Venezuelan state-run oil company PDVSA has begun contacting customers with crude supply contracts amid the temporary lifting of US sanctions, two people familiar to the matter said yesterday, moving to resume cash sales to global refiners.
The US on Wednesday lifted most restrictions on Venezuela for six months for producing, selling and exporting oil to its chosen markets. The broad relaxation of sanctions imposed since 2019 following an election that Washington considered a sham will allow some Venezuelan crude to flow to customers previously barred from transactions.
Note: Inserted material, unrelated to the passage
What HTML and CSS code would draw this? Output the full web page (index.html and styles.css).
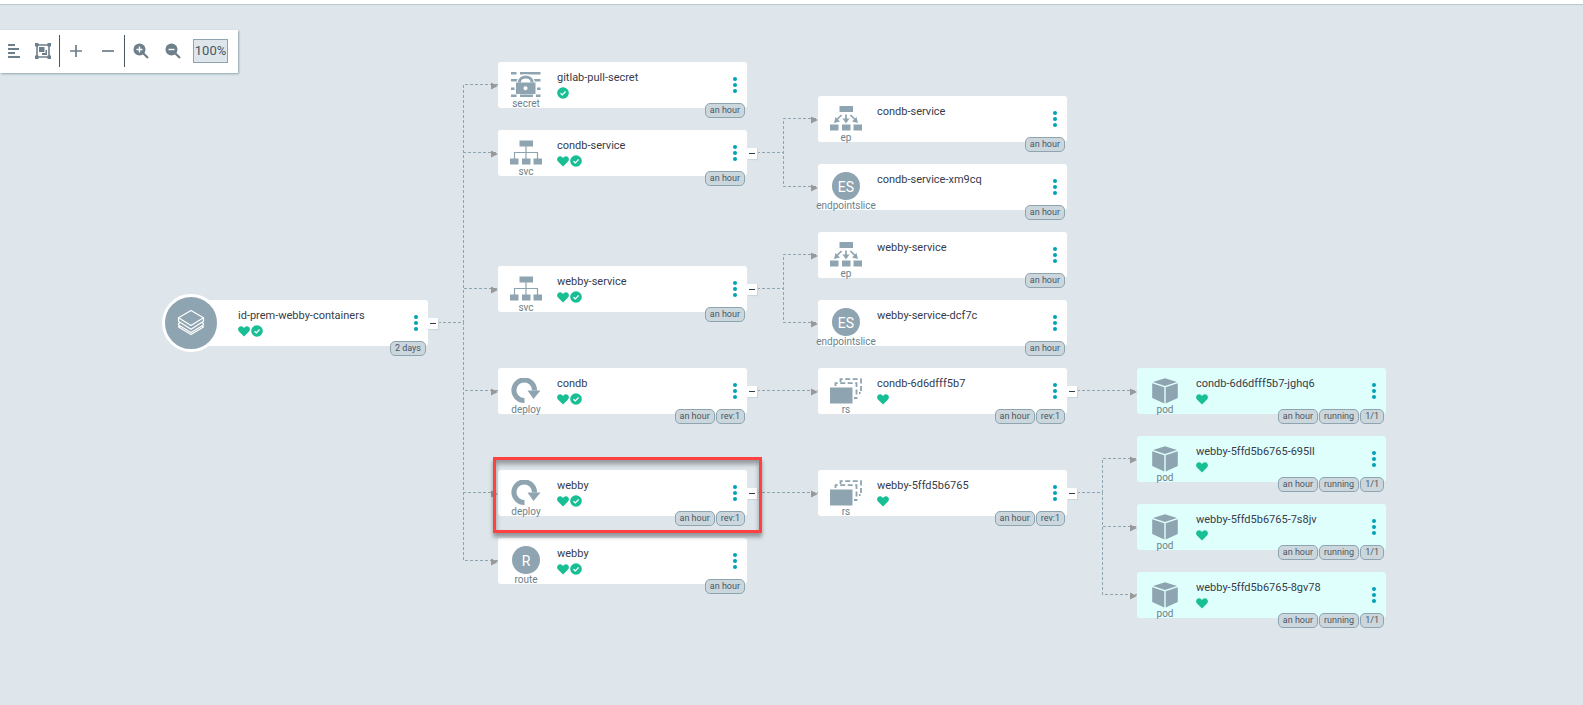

The licence, issued by the US Treasury’s Office of Foreign Assets Control (OFAC), aims to encourage a fair presidential election in Venezuela next year. But it is not expected to significantly boost Venezuela’s deteriorated oil production or immediately lead to stronger exports.
PDVSA’s trading division has lost many of its skilled staff with oil traders departing due to low salaries. That loss of experience means new negotiations could take time, or produce few new export deals in the six months of the licence, according to the sources, who spoke on condition of anonymity.
Oil output in Venezuela, which boasts of the largest crude reserves worldwide, now averages 780,000 barrels per day (bpd) and the license changes could help increase PDVSA’s cash flow by at least reducing the pool of middlemen selling its oil at a discount to customers, mostly in Asia.
“The OFAC has issued an unprecedented general licence that suspends the broad siege imposed to PDVSA,” the company’s CEO and Oil Minister Pedro Tellechea said on social media.
Venezuela can now receive direct payments for goods or services under the licence issued by OFAC, which oversees American sanctions.
The payment restrictions had reduced sale proceeds to PDVSA and its joint ventures, which were authorised only to deliver cargoes to repay debt, while cash moving to Venezuela was barred. Not all US sanctions on PDVSA were lifted.
PDVSA’s earnings have been heavily curtailed by sanctions in the past four years. As its traditional customers were banned from doing business with it, the company had to sell its oil to an ever-changing group of middlemen willing to trade cargoes for large price discounts.
Since November, when Washington authorised Chevron to expand its joint ventures with PDVSA and export Venezuelan crude to the US, that agreement and a few others provided PDVSA’s only access to Western markets.
Those agreements, however, are limited to debt repayment deals, so little cash is reaching PDVSA’s coffers, constraining its ability to expand oil production and exports.
“The biggest short-term benefit, in an election year, is to sell oil at a full price to its most profitable market, the US,” Francisco Monaldi, a Latin American energy market expert at Rice University’s Baker Institute, wrote on social media.